12.) Do characters in your game advance? If so, how?

They gain more Face and their relationships strengthen, weaken and change (from love to hate, etc.), and they can gain more masks by exchanging Hidden Face for them.

13.) How does the character advancement (or lack thereof) reinforce what your game is about?

Advancement is achieved by allying and by competing.
Playing out Hidden Face is the only way to get more masks, and this gives the character greater priority in narration.

14.) What sort of product or effect do you want your game to produce in or for the players?

An experience of living in the logic of the City of Masks for a while.

Enjoyment of both competition and collaboration.

Reflection on the value of both competition and collaboration in achieving goals.

15.) What areas of your game receive extra attention and color?
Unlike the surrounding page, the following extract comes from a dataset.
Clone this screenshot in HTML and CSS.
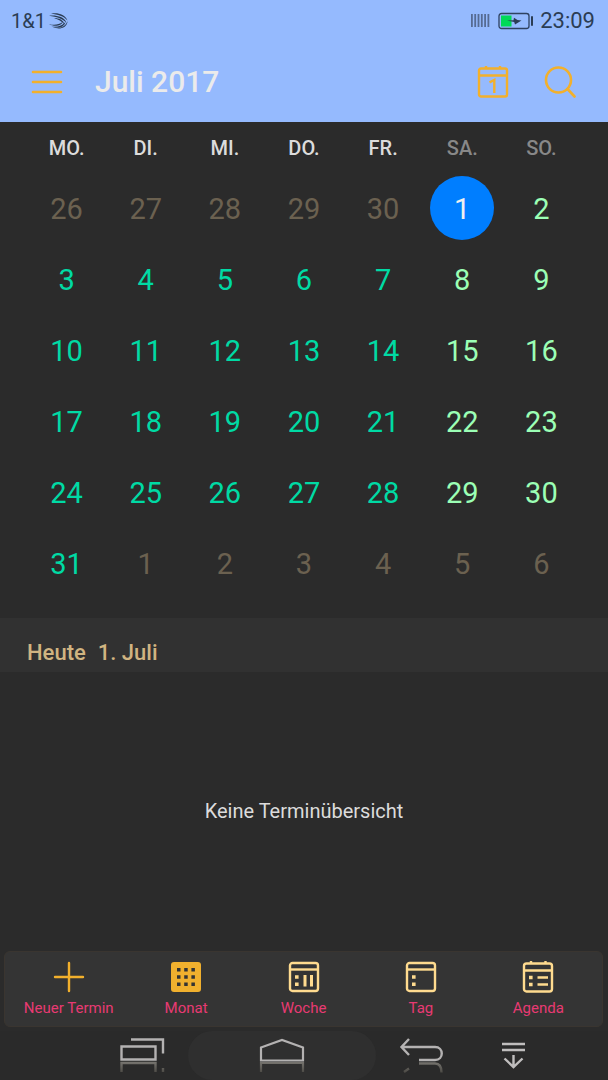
FILE: index.html
```html
<!DOCTYPE html>
<html lang="de">
<head>
    <meta charset="UTF-8">
    <meta name="viewport" content="width=device-width, initial-scale=1.0">
    <title>Juli 2017</title>
    <link rel="stylesheet" href="styles.css">
</head>
<body>
    <header class="top">
        <div class="status">
            <div class="carrier">
                <span>1&amp;1</span>
                <svg width="20" height="16" viewBox="0 0 20 16" fill="#2b3d54">
                    <path d="M3 .8C9-.6 17 1 19.500 7.500 15.500 3 10 1.500 3 .8z"/>
                    <path d="M1 2.800c7-.8 15 .7 17.500 7C14 5.500 9 4 1 2.800z"/>
                    <path d="M6 5c5 0 9.500 2 10.500 6.500C13.500 8 10.500 6.500 6 5z"/>
                    <path d="M1 11.200c5 1 10 .8 13.500-2.200-1 4.500-9 4.500-13.500 2.200z"/>
                    <path d="M3.500 13.500c6 .8 11-.8 14-4.500-1.500 6-9 7-14 4.500z"/>
                    <path d="M8 15.300c5 0 10-2.500 11.500-7.300C19.500 14 13 16.500 8 15.300z"/>
                </svg>
            </div>
            <div class="status-right">
                <svg width="20" height="14" viewBox="0 0 20 14" fill="#566b92">
                    <path d="M1 0h1.800v13H1zM4.300 0h1.800v13H4.300zM7.600 0h1.800v13H7.600zM10.900 0h1.800v13h-1.800zM14.200 0H16v13h-1.800zM17.500 0h1.800v13h-1.800z"/>
                </svg>
                <svg width="36" height="18" viewBox="0 0 36 18">
                    <rect x="1" y="1.500" width="30" height="15" rx="2.500" fill="none" stroke="#2f4260" stroke-width="1.300"/>
                    <rect x="3" y="3.500" width="10.500" height="11" fill="#00d957"/>
                    <path d="M9 8.500l6.500-.3.5-2.500 3.500 2.300 4 .5-6.500 4-.8-2.500z" fill="#2b3d54"/>
                    <rect x="33" y="4" width="2" height="10" rx="1" fill="#2b3d54"/>
                </svg>
                <time class="clock">23:09</time>
            </div>
        </div>
        <div class="appbar">
            <button class="icon-button" type="button" aria-label="Menü">
                <svg width="32" height="32" viewBox="0 0 32 32" fill="none" stroke="#f2b02c" stroke-width="2.600" stroke-linecap="round">
                    <path d="M2 6h28M2 16h28M2 26h28"/>
                </svg>
            </button>
            <h1 class="title">Juli 2017</h1>
            <button class="icon-button" type="button" aria-label="Heute anzeigen">
                <svg width="32" height="34" viewBox="0 0 32 34" fill="none" stroke="#f2b02c" stroke-width="2.400">
                    <rect x="2" y="3.500" width="28" height="28" rx="2"/>
                    <path d="M2 10.500h28M9 1v3M23 1v3"/>
                    <path d="M12.500 17.300l4.800-2.300V28"/>
                </svg>
            </button>
            <button class="icon-button search" type="button" aria-label="Suchen">
                <svg width="32" height="34" viewBox="0 0 32 34" fill="none" stroke="#f2b02c" stroke-width="2.600" stroke-linecap="round">
                    <circle cx="14.500" cy="15" r="12.500"/>
                    <path d="M23.500 24l7 7.500"/>
                </svg>
            </button>
        </div>
    </header>

    <main class="content">
        <table class="month">
            <thead>
                <tr><th>MO.</th><th>DI.</th><th>MI.</th><th>DO.</th><th>FR.</th><th class="weekend">SA.</th><th class="weekend">SO.</th></tr>
            </thead>
            <tbody>
                <tr>
                    <td><button class="day other">26</button></td>
                    <td><button class="day other">27</button></td>
                    <td><button class="day other">28</button></td>
                    <td><button class="day other">29</button></td>
                    <td><button class="day other">30</button></td>
                    <td><button class="day today">1</button></td>
                    <td><button class="day free">2</button></td>
                </tr>
                <tr>
                    <td><button class="day">3</button></td>
                    <td><button class="day">4</button></td>
                    <td><button class="day">5</button></td>
                    <td><button class="day">6</button></td>
                    <td><button class="day">7</button></td>
                    <td><button class="day free">8</button></td>
                    <td><button class="day free">9</button></td>
                </tr>
                <tr>
                    <td><button class="day">10</button></td>
                    <td><button class="day">11</button></td>
                    <td><button class="day">12</button></td>
                    <td><button class="day">13</button></td>
                    <td><button class="day">14</button></td>
                    <td><button class="day free">15</button></td>
                    <td><button class="day free">16</button></td>
                </tr>
                <tr>
                    <td><button class="day">17</button></td>
                    <td><button class="day">18</button></td>
                    <td><button class="day">19</button></td>
                    <td><button class="day">20</button></td>
                    <td><button class="day">21</button></td>
                    <td><button class="day free">22</button></td>
                    <td><button class="day free">23</button></td>
                </tr>
                <tr>
                    <td><button class="day">24</button></td>
                    <td><button class="day">25</button></td>
                    <td><button class="day">26</button></td>
                    <td><button class="day">27</button></td>
                    <td><button class="day">28</button></td>
                    <td><button class="day free">29</button></td>
                    <td><button class="day free">30</button></td>
                </tr>
                <tr>
                    <td><button class="day">31</button></td>
                    <td><button class="day other">1</button></td>
                    <td><button class="day other">2</button></td>
                    <td><button class="day other">3</button></td>
                    <td><button class="day other">4</button></td>
                    <td><button class="day other">5</button></td>
                    <td><button class="day other">6</button></td>
                </tr>
            </tbody>
        </table>

        <h2 class="selected-date"><span>Heute</span><span>1. Juli</span></h2>
        <p class="empty">Keine Terminübersicht</p>
    </main>

    <nav class="toolbar">
        <button class="tool" type="button">
            <svg width="32" height="32" viewBox="0 0 32 32" fill="none" stroke="#f2b02c" stroke-width="2.400" stroke-linecap="round">
                <path d="M16 2v28M2 16h28"/>
            </svg>
            Neuer Termin
        </button>
        <button class="tool" type="button">
            <svg width="32" height="32" viewBox="0 0 32 32">
                <rect x="1" y="1" width="30" height="30" rx="3" fill="#f0b02e"/>
                <path fill="#333" d="M7 7h3.500v3.500H7zM14.200 7h3.500v3.500h-3.500zM21.400 7h3.500v3.500h-3.500zM7 14.200h3.500v3.500H7zM14.200 14.200h3.500v3.500h-3.500zM21.400 14.200h3.500v3.500h-3.500zM7 21.400h3.500v3.500H7zM14.200 21.400h3.500v3.500h-3.500zM21.400 21.400h3.500v3.500h-3.500z"/>
            </svg>
            Monat
        </button>
        <button class="tool" type="button">
            <svg width="32" height="32" viewBox="0 0 32 32" fill="none" stroke="#ffdb8f" stroke-width="2.400">
                <rect x="2" y="2" width="28" height="28" rx="2.500"/>
                <path d="M2 8.500h28"/>
                <path stroke-width="3" d="M17 14v11.500M23.500 14v11.500"/>
                <path stroke="none" fill="#ffdb8f" d="M7 14.200h3.600v3.600H7zM7 21.400h3.600V25H7z"/>
            </svg>
            Woche
        </button>
        <button class="tool" type="button">
            <svg width="32" height="32" viewBox="0 0 32 32" fill="none" stroke="#ffdb8f" stroke-width="2.400">
                <rect x="2" y="2" width="28" height="28" rx="2.500"/>
                <path d="M2 8.500h28"/>
                <path stroke="none" fill="#ffdb8f" d="M7 14.200h3.600v3.600H7zM7 21.400h3.600V25H7z"/>
            </svg>
            Tag
        </button>
        <button class="tool" type="button">
            <svg width="32" height="32" viewBox="0 0 32 32" fill="none" stroke="#ffdb8f" stroke-width="2.400">
                <rect x="2" y="2.500" width="28" height="28" rx="2.500"/>
                <path d="M2 9.500h28M9 0v3M23.500 0v3M15.500 16.500H26M15.500 23.500H26"/>
                <path stroke="none" fill="#ffdb8f" d="M7 14.700h3.600v3.600H7zM7 21.700h3.600v3.600H7z"/>
            </svg>
            Agenda
        </button>
    </nav>

    <nav class="system">
        <button class="key recents" type="button" aria-label="Letzte Apps">
            <svg width="46" height="38" viewBox="0 0 46 38" fill="none" stroke="#b4b2b2" stroke-width="2.400">
                <path d="M2.500 9.500h34v13h-34zM12 2.500h32v14"/>
                <path d="M2.500 35V26h34v9M44 35v-4" stroke="url(#fade)"/>
                <defs>
                    <linearGradient id="fade" gradientUnits="userSpaceOnUse" x1="0" y1="25" x2="0" y2="37">
                        <stop offset="0" stop-color="#76746f"/>
                        <stop offset="1" stop-color="#46443f"/>
                    </linearGradient>
                </defs>
            </svg>
        </button>
        <button class="key home" type="button" aria-label="Startbildschirm">
            <svg width="46" height="38" viewBox="0 0 46 38" fill="none" stroke="#b4b2b2" stroke-width="2.200">
                <path d="M2 10.500L23 3l21 7.500v13H2z"/>
                <path d="M2 35V26h42v9" stroke="url(#fade)"/>
            </svg>
        </button>
        <button class="key back" type="button" aria-label="Zurück">
            <svg width="46" height="38" viewBox="0 0 46 38" fill="none" stroke="#b4b2b2" stroke-width="2.400">
                <path d="M10 2L2.500 10l7.500 8M2.500 10H36c9 0 9 13 0 13H20"/>
                <path d="M20 26.500h16c4 0 6.500 3 6.500 9M5 35l5-3.500" stroke="url(#fade)"/>
            </svg>
        </button>
        <button class="key hide" type="button" aria-label="Leiste ausblenden">
            <svg width="26" height="30" viewBox="0 0 26 30" fill="none" stroke="#c0bebe" stroke-width="2.400">
                <path d="M1 3h23M1 9h23M12.500 14v12M3.500 17.500l9 8.500 9-8.500"/>
            </svg>
        </button>
    </nav>
</body>
</html>
```
FILE: styles.css
```css
* {
    box-sizing: border-box;
}
body {
    margin: 0;
    min-height: 100vh;
    display: flex;
    flex-direction: column;
    background-color: #2b2b2b;
    color: #dcdcdc;
    font-family: Roboto, "Liberation Sans", sans-serif;
}
button {
    padding: 0;
    border: none;
    background: none;
    font-family: inherit;
    cursor: pointer;
}
svg {
    display: block;
}

/* Status bar and app bar */
.top {
    background-color: #95bafe;
}
.status {
    display: flex;
    justify-content: space-between;
    align-items: center;
    height: 41px;
    padding: 0 13px 0 11px;
    color: #2b3d54;
    font-size: 20px;
}
.carrier, .status-right {
    display: flex;
    align-items: center;
}
.carrier {
    gap: 2px;
}
.status-right {
    gap: 8px;
}
.clock {
    margin-left: -2px;
    font-size: 22px;
}
.appbar {
    display: flex;
    align-items: center;
    height: 81px;
    padding: 0 32px 0 31px;
}
.title {
    flex: 1;
    margin: 0 0 0 32px;
    color: #ebebeb;
    font-size: 30px;
    font-weight: 500;
}
.search {
    margin-left: 35px;
}

/* Month */
.content {
    flex: 1;
    display: flex;
    flex-direction: column;
}
.month {
    margin: 0 27px 20px;
    table-layout: fixed;
    border-collapse: collapse;
}
.month th {
    height: 50px;
    padding: 2px 0 0;
    font-size: 20px;
    font-weight: 500;
}
.month .weekend {
    color: #888;
}
.month td {
    height: 71px;
    padding: 0;
    text-align: center;
}
.day {
    width: 64px;
    height: 64px;
    padding-top: 2px;
    border-radius: 50%;
    color: #00daa4;
    font-size: 29px;
}
.day.other {
    color: #6b6150;
}
.day.free {
    color: #9bffb5;
}
.day.today {
    background-color: #007eff;
    color: #f0f0f0;
}

/* Selected day */
.selected-date {
    display: flex;
    gap: 12px;
    margin: 0;
    padding: 22px 27px 6px;
    background-color: #313131;
    color: #d0b481;
    font-size: 22px;
    font-weight: 500;
    line-height: 26px;
}
.empty {
    flex: 1;
    display: flex;
    align-items: center;
    justify-content: center;
    margin: 0;
    padding-bottom: 2px;
    font-size: 20px;
}

/* Bottom bars */
.toolbar {
    display: flex;
    margin: 0 5px 4px 4px;
    padding: 9px 5px 8px;
    border: 1px solid #3a3530;
    border-radius: 6px;
    background-color: #343434;
}
.tool {
    flex: 1;
    display: flex;
    flex-direction: column;
    align-items: center;
    gap: 5px;
    color: #e83a73;
    font-size: 15px;
    line-height: 20px;
}
.system {
    display: grid;
    grid-template-columns: 95fr 93fr 188fr 91fr 93fr 48fr;
    height: 49px;
    background-color: #2a2a2a;
}
.key {
    display: flex;
    align-items: center;
    justify-content: center;
}
.recents {
    grid-column: 2;
}
.home {
    border-radius: 25px;
    background-color: #2f2f2f;
}
```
Why?

The mask descriptions, because they give atmosphere and help the roleplaying.

The factions, to encourage people to be aware of them.

I am advised that a map would be good for atmosphere/colour; since the first action of each round is to set a scene in some part of the city, this seems like good advice.

16.) Which part of your game are you most excited about or interested in? Why?

The relationship dynamic - by making it part of the game mechanic it foregrounds the importance of relationships and alliances in the setting.

The Mask versus Hidden Face dynamic - internal conflict built right in.

17.) Where does your game take the players that other games can’t, don’t, or won’t?

It gives them a safe, “putting on a mask” place to explore their desire to dominate, manipulate and backstab other people.
It gives them alternative strategies which must both be used to reach an end state.
It offers both internal and external conflict, simultaneously.

18.) What are your publishing goals for your game?

To include it with the City of Masks novel to introduce novel readers to storygames and storygame players to the novel.

19.) Who is your target audience?

a) People who enjoy the novel and want to explore the setting using the storygame.
b) Storygamers who will enjoy the novel more for having played the game.